A People's History of the United States Imagery

A People's History of the United States Imagery

Helen Keller's 20/20 Vision

Zinn turns to Helen Keller for what remains still one of the most insightful examples of imagery regarding the U.S. electoral system to define the inherent problem of democratic rule. In this particular case, Keller is making a sad point about women finally getting the vote and what little difference it would make. The point, still just as sad, but more universal, remains unaddressed:

“Our democracy is but a name. We vote? What does that mean? It means that we choose between two bodies of real, though not avowed, autocrats. We choose between Tweedledum and Tweedledee…”

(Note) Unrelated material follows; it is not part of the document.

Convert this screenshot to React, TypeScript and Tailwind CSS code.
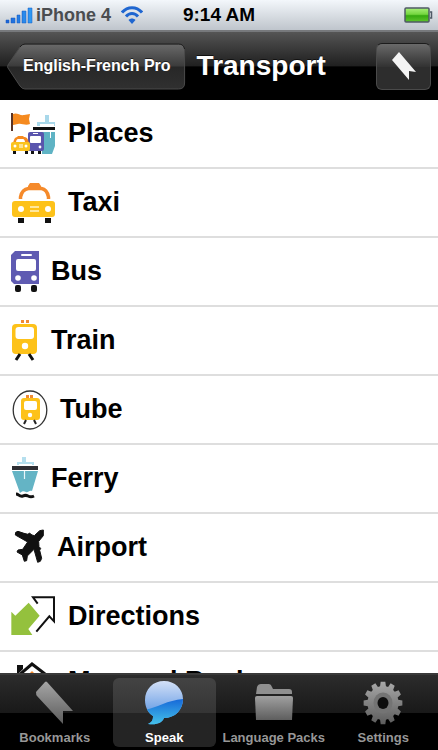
import { useState } from "react";
import type { ReactNode } from "react";

type Row = {
    name: string;
    icon: ReactNode;
};

type Tab = {
    name: string;
    icon: ReactNode;
};

const PlacesIcon = () => (
    <svg width="45" height="44" viewBox="0 0 45 44">
        <rect x="0" y="1" width="2" height="18" fill="#5a3426" />
        <path d="M2 2c4-2 7 2 11 1 2 0 4-1 6-1l-1 5 1 5c-5 2-8-1-12 0-2 0-3 1-5 1z" fill="#f58a1f" />
        <path d="M34 3h4v7h6v4h-1v-2H29v2h-3v-4h8z" fill="#a9d8ea" />
        <rect x="22" y="15" width="22" height="3" fill="#111" />
        <path d="M31 20h13v14l-3 8H31z" fill="#5fb3c4" />
        <path d="M39 20h1v6h-1z" fill="#fff" />
        <rect x="17" y="20" width="16" height="19" rx="2" fill="#5a55ad" />
        <rect x="19" y="24" width="11" height="7" rx="1" fill="#fff" />
        <rect x="22" y="21" width="5" height="1" fill="#fff" />
        <circle cx="29" cy="35" r="1.4" fill="#fff" />
        <path d="M20 39h3v3h-3zM27 39h3v3h-3z" fill="#111" />
        <path d="M2 31c1-4 2-6 4-6l1-1h5l1 1c3 0 4 2 5 6z" fill="#f58a1f" />
        <path d="M5 31c0-3 1-4 2-4h5c1 0 2 1 2 4z" fill="#fff" />
        <rect x="0" y="30" width="19" height="9" rx="2" fill="#fbc31c" />
        <circle cx="4" cy="34" r="1.5" fill="#fff" />
        <circle cx="15" cy="34" r="1.5" fill="#fff" />
        <path d="M8 33h4M8 35h4" stroke="#fff" strokeWidth="1" />
        <path d="M2 39h3v3H2zM14 39h3v3h-3z" fill="#111" />
    </svg>
);

const TaxiIcon = () => (
    <svg width="45" height="44" viewBox="0 0 45 44">
        <path d="M17 5l2-3h9l2 3v4H17z" fill="#f58a2b" />
        <path d="M9.500 18V16c1-5 4-8 8-8.500h13c4 .5 6 3.500 7 8.500v2" stroke="#f58a2b" strokeWidth="3.500" fill="none" />
        <rect x="1" y="20" width="43" height="16" rx="3" fill="#fdc21a" />
        <circle cx="10" cy="28" r="3" fill="#fff" />
        <circle cx="37" cy="28" r="3" fill="#fff" />
        <path d="M19 26h9M19 30h9" stroke="#fff3c8" strokeWidth="1.500" />
        <path d="M7 37h6v5H7zM34 37h6v5h-6z" fill="#111" />
    </svg>
);

const BusIcon = () => (
    <svg width="28" height="44" viewBox="0 0 28 44">
        <path d="M4 1h24v33H3l-3-3V5z" fill="#5f5bb2" />
        <rect x="10" y="4" width="11" height="2" rx="1" fill="#fff" />
        <rect x="5" y="9" width="20" height="12" rx="2" fill="#fff" />
        <circle cx="7" cy="28" r="2.800" fill="#fff" />
        <circle cx="23" cy="28" r="2.800" fill="#fff" />
        <rect x="4" y="35" width="6" height="7" rx="2" fill="#111" />
        <rect x="20" y="35" width="6" height="7" rx="2" fill="#111" />
    </svg>
);

const TrainIcon = () => (
    <svg width="28" height="44" viewBox="0 0 28 44">
        <path d="M10 1h3v3h-3zM15 1h3v3h-3z" fill="#f08a35" />
        <rect x="1" y="5" width="25" height="30" rx="4" fill="#fdc21a" />
        <rect x="4.500" y="8" width="18.500" height="12" rx="3" fill="#fff" />
        <circle cx="14" cy="27" r="3.200" fill="#fff" />
        <path d="M9 35l-4 6M18 35l4 6" stroke="#111" strokeWidth="3" />
    </svg>
);

const TubeIcon = () => (
    <svg width="37" height="44" viewBox="0 0 37 44">
        <ellipse cx="19" cy="22" rx="16.800" ry="19" fill="none" stroke="#333" strokeWidth="1.300" />
        <path d="M15 7h3v3h-3zM19 7h3v3h-3z" fill="#f08a35" />
        <rect x="10" y="10" width="19" height="22" rx="3" fill="#fdc21a" />
        <rect x="13" y="13" width="13" height="9" rx="2" fill="#fff" />
        <circle cx="19" cy="27" r="2.200" fill="#fff" />
        <path d="M15 32l-2 4M23 32l2 4" stroke="#222" strokeWidth="2" />
    </svg>
);

const FerryIcon = () => (
    <svg width="28" height="44" viewBox="0 0 28 44">
        <path d="M11 0h4v5h8v3h-2V7H8v1H6V5h5z" fill="#b5dfee" />
        <rect x="1" y="9" width="26" height="4" fill="#2e2e33" />
        <path d="M1 14h26l-6 20c-3-1-4 2-6 1s-4-1-6 1z" fill="#64b4c5" />
        <path d="M13.500 14v8" stroke="#e8f6fa" strokeWidth="1.200" />
        <path d="M5 37c3 0 3 3 7 2 2-1 3-1 5 0 2 1 4 1 6 0" stroke="#111" strokeWidth="3" fill="none" />
    </svg>
);

const AirportIcon = () => (
    <svg width="34" height="44" viewBox="0 0 34 44">
        <g transform="translate(-11 -17) scale(.3333)">
            <path
                d="M130 63L119 65L103 80L96 78L88 72L84 76L72 73L54 67L47 70L46 78L83 99L68 121L54 123L51 129L67 138L73 157L80 155L82 141L102 121L113 160L121 157L125 148L119 124L122 118L117 113L116 97L130 80z"
                fill="#111"
                stroke="#111"
                strokeWidth="3"
                strokeLinejoin="round"
            />
        </g>
    </svg>
);

const DirectionsIcon = () => (
    <svg width="45" height="44" viewBox="0 0 45 44">
        <g transform="translate(-11 -86) scale(.3333)">
            <path d="M34 308l12 12 40-39 33 39-34 40 12 18H34z" fill="#94c13d" />
            <path d="M113 284l-14-19h63v72l-14-15-39 46" fill="none" stroke="#111" strokeWidth="6" />
        </g>
    </svg>
);

const HouseIcon = () => (
    <svg width="45" height="44" viewBox="0 0 45 44">
        <path d="M13 20l8-8 8 8v20H13z" fill="#f58a2b" />
        <path d="M6 6h6v4l-6 6z" fill="#111" />
        <path d="M7 17L21 5l13 10" stroke="#111" strokeWidth="3" fill="none" />
    </svg>
);

const BookmarkIcon = () => (
    <svg width="40" height="44" viewBox="0 0 40 44">
        <defs>
            <linearGradient id="bm" x1="0" y1="0" x2="0" y2="1">
                <stop offset="0" stopColor="#a5a5a5" />
                <stop offset="1" stopColor="#5c5c5c" />
            </linearGradient>
        </defs>
        <path d="M10 1q1-1 2 0l26 29H28v13L2 15q-1-1-1-4z" fill="url(#bm)" />
    </svg>
);

const SpeakIcon = () => (
    <svg width="40" height="44" viewBox="0 0 40 44">
        <defs>
            <linearGradient id="bubble" x1="0" y1="0" x2="0" y2="1">
                <stop offset="0" stopColor="#d3e0f7" />
                <stop offset="0.6" stopColor="#7ba9e8" />
                <stop offset="1" stopColor="#3f8ee0" />
            </linearGradient>
            <linearGradient id="bubbleLow" x1="0" y1="0" x2="0" y2="1">
                <stop offset="0" stopColor="#1668d8" />
                <stop offset="1" stopColor="#45c3ea" />
            </linearGradient>
            <clipPath id="bubbleShape">
                <path d="M20 0c11 0 19 8 19 18 0 11-8 19-19 19-2 5-7 7-16 6 4-2 5-4 5-8C4 32 1 26 1 19 1 8 9 0 20 0z" />
            </clipPath>
        </defs>
        <g clipPath="url(#bubbleShape)">
            <rect width="40" height="44" fill="url(#bubble)" />
            <path d="M0 29C14 27 23 19 40 18v26H0z" fill="url(#bubbleLow)" />
        </g>
    </svg>
);

const FolderIcon = () => (
    <svg width="40" height="44" viewBox="0 0 40 44">
        <defs>
            <linearGradient id="folder" x1="0" y1="0" x2="0" y2="1">
                <stop offset="0" stopColor="#a0a0a0" />
                <stop offset="1" stopColor="#5e5e5e" />
            </linearGradient>
        </defs>
        <path d="M2 13l1-7q1-3 4-3h8q2 0 3 3l1 2h16q3 0 3 3v2z" fill="#8f8f8f" />
        <path d="M3 15h34q2 0 2 2l-1 22H2L1 17q0-2 2-2z" fill="url(#folder)" />
    </svg>
);

const gearPath = () => {
    const teeth = 12;
    const step = (Math.PI * 2) / teeth;
    const points: string[] = [];
    for (let i = 0; i < teeth; i++) {
        const a = i * step - Math.PI / 2;
        const corners = [[-0.19, 15.5], [-0.12, 19.5], [0.12, 19.5], [0.19, 15.5]];
        corners.forEach(([da, r]) => {
            points.push(`${(20 + r * Math.cos(a + da)).toFixed(2)} ${(20 + r * Math.sin(a + da)).toFixed(2)}`);
        });
    }
    return `M${points.join("L")}z`;
};

const SettingsIcon = () => (
    <svg width="40" height="44" viewBox="0 0 40 40" preserveAspectRatio="none">
        <defs>
            <linearGradient id="gear" x1="0" y1="0" x2="0" y2="1">
                <stop offset="0" stopColor="#a8a8a8" />
                <stop offset="1" stopColor="#5c5c5c" />
            </linearGradient>
        </defs>
        <path d={gearPath()} fill="url(#gear)" />
        <circle cx="20" cy="20" r="9.500" fill="#747474" />
        <circle cx="20" cy="20" r="5.500" fill="#0d0d0d" />
    </svg>
);

const rows: Row[] = [
    { name: "Places", icon: <PlacesIcon /> },
    { name: "Taxi", icon: <TaxiIcon /> },
    { name: "Bus", icon: <BusIcon /> },
    { name: "Train", icon: <TrainIcon /> },
    { name: "Tube", icon: <TubeIcon /> },
    { name: "Ferry", icon: <FerryIcon /> },
    { name: "Airport", icon: <AirportIcon /> },
    { name: "Directions", icon: <DirectionsIcon /> },
    { name: "Map and Bank", icon: <HouseIcon /> },
];

const tabs: Tab[] = [
    { name: "Bookmarks", icon: <BookmarkIcon /> },
    { name: "Speak", icon: <SpeakIcon /> },
    { name: "Language Packs", icon: <FolderIcon /> },
    { name: "Settings", icon: <SettingsIcon /> },
];

const StatusBar = () => (
    <div className="flex h-[30px] shrink-0 items-center bg-linear-to-b from-[#f3f7fb] to-[#bfc5cc] px-[5px] font-bold">
        <div className="flex flex-1 items-center">
            <svg width="28" height="18" viewBox="0 0 28 18">
                <defs>
                    <linearGradient id="signal" x1="0" y1="0" x2="1" y2="0">
                        <stop offset="0" stopColor="#1a62d6" />
                        <stop offset="1" stopColor="#2f9bf5" />
                    </linearGradient>
                </defs>
                <path
                    d="M1 14h3v3H1zM6 12h4v5H6zM12 9h3v8h-3zM17 5h4v12h-4zM23 2h4v15h-4z"
                    fill="url(#signal)"
                    stroke="#1558c0"
                    strokeWidth=".5"
                />
            </svg>
            <span className="ml-[3px] text-[18px] text-[#4b4d50]">iPhone 4</span>
            <svg className="ml-[10px]" width="22" height="20" viewBox="0 0 22 20">
                <g fill="none" stroke="#1f66d0" strokeWidth="3">
                    <path d="M1 7.500C6.500 1 15.500 1 21 7.500" />
                    <path d="M5 11.500c3.500-4 8.500-4 12 0" />
                </g>
                <path d="M11 19l-3.500-4c2-2 5-2 7 0z" fill="#1f66d0" />
            </svg>
        </div>
        <span className="text-[19px] text-black">9:14 AM</span>
        <div className="flex flex-1 justify-end">
            <svg width="29" height="16" viewBox="0 0 29 16">
                <defs>
                    <linearGradient id="battery" x1="0" y1="0" x2="0" y2="1">
                        <stop offset="0" stopColor="#a9f07a" />
                        <stop offset="0.450" stopColor="#74d63f" />
                        <stop offset="0.550" stopColor="#35a90f" />
                        <stop offset="1" stopColor="#5fc52d" />
                    </linearGradient>
                </defs>
                <rect x="1" y="1" width="24" height="14" rx="1" fill="url(#battery)" stroke="#4f5a66" strokeWidth="1.500" />
                <path d="M26 5h1.500v6H26" fill="none" stroke="#4f5a66" strokeWidth="1.500" />
            </svg>
        </div>
    </div>
);

const NavBar = () => (
    <header className="flex h-[70px] shrink-0 items-center border-t-2 border-[#77797c] bg-linear-to-b from-[#555] via-[#202020] via-50% to-black to-52% px-[7px]">
        <button className="relative h-[47px] pl-4 pr-[15px] text-[16px] font-bold whitespace-nowrap text-white">
            <svg className="absolute inset-0 h-full w-full" viewBox="0 0 179 47" preserveAspectRatio="none">
                <defs>
                    <linearGradient id="back" x1="0" y1="0" x2="0" y2="1">
                        <stop offset="0" stopColor="#6a6a6a" />
                        <stop offset="0.490" stopColor="#3b3b3b" />
                        <stop offset="0.510" stopColor="#272727" />
                        <stop offset="1" stopColor="#303030" />
                    </linearGradient>
                </defs>
                <path
                    d="M18 1h154q6 0 6 6v33q0 6-6 6H18q-3 0-5-3L1 25q-1-1 0-3L13 4q2-3 5-3z"
                    fill="url(#back)"
                    stroke="#4a4a4a"
                />
                <path d="M13 4q2-3 5-3h154q5 0 6 5" fill="none" stroke="#1c1c1c" />
            </svg>
            <span className="relative [text-shadow:0_-1px_0_#222]">English-French Pro</span>
        </button>
        <h1 className="ml-[11px] flex-1 text-[28px] leading-[40px] font-bold text-white [text-shadow:0_-1px_0_#111]">Transport</h1>
        <button
            aria-label="Bookmark"
            className="flex h-[47px] w-[55px] items-center justify-center rounded-md border border-[#4a4a4a] border-t-[#1c1c1c] bg-linear-to-b from-[#6a6a6a] via-[#333] via-50% to-[#2d2d2d] to-52%"
        >
            <svg width="28" height="30" viewBox="0 0 28 30">
                <path d="M9 1l17 20-7-1v9L2 9z" fill="#f4f4f4" />
            </svg>
        </button>
    </header>
);

export default function App() {
    const [active, setActive] = useState("Speak");

    return (
        <div className="flex h-screen flex-col overflow-hidden bg-white font-['Liberation_Sans',Arial,sans-serif]">
            <StatusBar />
            <NavBar />

            <main className="min-h-0 flex-1 overflow-y-auto [scrollbar-width:none]">
                <ul>
                    {rows.map((row) => (
                        <li key={row.name} className="h-[69px] border-b-2 border-[#dedede] last:h-[58px] last:border-b-0">
                            <button className="flex h-full w-full items-center gap-3 pl-[11px] text-left text-[27px] font-bold text-black">
                                {row.icon}
                                <span>{row.name}</span>
                            </button>
                        </li>
                    ))}
                </ul>
            </main>

            <nav className="flex h-[77px] shrink-0 border-t-2 border-[#3a3a3a] bg-linear-to-b from-[#2c2c2c] via-[#191919] via-50% to-black to-51% py-[3px]">
                {tabs.map((tab) => (
                    <button
                        key={tab.name}
                        onClick={() => setActive(tab.name)}
                        className={`mx-[3px] flex flex-1 basis-0 flex-col items-center rounded-md pt-[3px] text-[13px] font-bold whitespace-nowrap ${
                            active === tab.name
                                ? "bg-linear-to-b from-[#434343] via-[#353535] via-50% to-[#242424] to-51% text-white"
                                : "text-[#979797]"
                        }`}
                    >
                        {tab.icon}
                        <span className="mt-1 leading-[18px]">{tab.name}</span>
                    </button>
                ))}
            </nav>
        </div>
    );
}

“Rules for Female Teachers”

The insanity of a deeply misogynist perspective is put on display in the imagery of a posting by a small-town Massachusetts school board at the turn of the last century. The condition of the working woman in the 1800’s even as the new century was dawning is revealed in all its patriarchal glory of self-empowerment through domination of the opposite sex:

“1. Do not get married. 2. Do not leave town at any time without permission of the school board. 3. Do not keep company with men. 4. Be home between the hours of 8 P.M. and 6 A.M. 5. Do not loiter downtown in ice cream stores. 6. Do not smoke. 7. Do not get into a carriage with any man except your father or brother. 8. Do not dress in bright colors. 9. Do not dye your hair. 10. Do not wear any dress more than two inches above the ankle.”

America's Imagery

John O’Sullivan is a name little remembered today, but in the summer of 1845 he wrote an essay on the issue of annexing Texas into the United States which included one single piece of imagery that received very little attention at the time. Over the course of the succeeding year, however, it would rise to status that makes it perfectly within reason to say it became America’s defining imagery, using the most mundane of language to describe a concept that would result in nothing short of genocidal behavior on the part of America’s leaders and tacit acceptance of that behavior by generations of citizens. Claiming the entire unsettled territory west of the Mississippi which did not already belong to America, O’Sullivan insisted, was essential as part of:

“Our manifest destiny to overspread the continent allotted by Providence for the free development of our yearly multiplying millions.”

The Problem with America…

America has and has always had a problem: its claims to equality and democratic principles is at all times corrupted by its faithful service to an economic system that would collapse upon if adhering to those very same claims and principles. The beliefs (if actually believed) and premise constructed as a foundation for supporting this paradoxical relationship can be found in writings throughout the country’s history even up to today’s sermons by super-wealthy mega-ministers. But perhaps nowhere it is as detached from reality as in the lectures of Russell Conwell, whose last name could not be more appropriate:

“The men who get rich may be the most honest men you find in the community…ninety-eight out of one hundred of the rich men of America are honest. That is why they are rich. That is why they are trusted with money. That is why they carry on great enterprises and find plenty of people to work with them. It is because they are honest men…To sympathize with a man whom God has punished… is to do wrong…let us remember there is not a poor person in the United States who was not made poor by his own shortcomings.”